North Pole Mooring Design for 2005 and 2006

 

 

 

 

Beginning with the April 2001 deployment, the North Pole Environmental Observatory has included an oceanographic mooring anchored to the ocean floor and fixed in position beneath the drifting ice. Instruments mounted on this installation measure properties of the ocean at fixed depths at the North Pole for a year. Each instrument must record internally, as satellite telemetry cannot reach beneath the ice, so the data may only be obtained after recovery. Since spring 2002, operations have included both a mooring recovery and a mooring deployment.

In 2005 and subsequent years, the number of instruments on the mooring has been increased for better resolution and redundancy, and a suite of bio-chemical sensors has been installed by John Christensen of Bigelow Laboratory. Please be aware the diagram to the left illustrates the instrument layout, but not the long distances of mooring line between sensors and reaching the ocean floor. An easier-to-view PDF file of the diagram is available here.

At the North Pole, the ocean depth to the Pole Abyssal Plain is approximately 4200 meters. The top instrument is a Upward Looking Sonar to record ice draft, and must be within 100 meters of the surface. The calculation shows that the mooring has to be over two and a half miles long with little margin for error, so a precise and very deep echo sounding is necessary.

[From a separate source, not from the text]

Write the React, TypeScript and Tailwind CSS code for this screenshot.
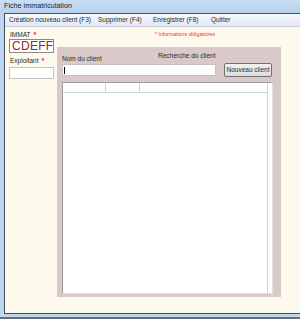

Besides the Upward Looking Sonar fabricated by APL, the instruments include an RDI Workhorse Acoustic Doppler Current Profiler, seven (four before 2004) Aanderaa RCM current meters, and eight (seven before 2004) Seabird conductivity-temperature-depth instruments.

To ensure recovery, also mounted on the mooring are three EG&G 8242 Acoustic Releases now manufactured by Edgetech, two Edgetech XT-7500 Transponders, and a Pieps avalanche beacon to find it when it comes up under the ice. This is an expensive installation that must be recovered to get the data. Successful recoveries the first three years encouraged the addition of more sensors.

Since a year after deployment, there is no certainty of being able to land an airplane at the mooring coordinates, a helicopter is necessary and included in the logistical planning. A mooring is recovered by sending an acoustic message to one of the releases, ordering it to separate the buoyant mooring from the anchor on the seabed. Then when the mooring comes up under the ice, getting the components out of the water is an operation requiring an ROV and/or divers. With a mile and a half of buoyant mooring to float up under the ice, recovering it is expected to be an epic.

Measurements from an ocean mooring are called "Eulerian" because they measure the properties of a moving fluid at fixed points. By contrast, measurements from a drifting buoy are called "Lagrangian" since, in principle, they follow the motion of individual parcels of the fluid.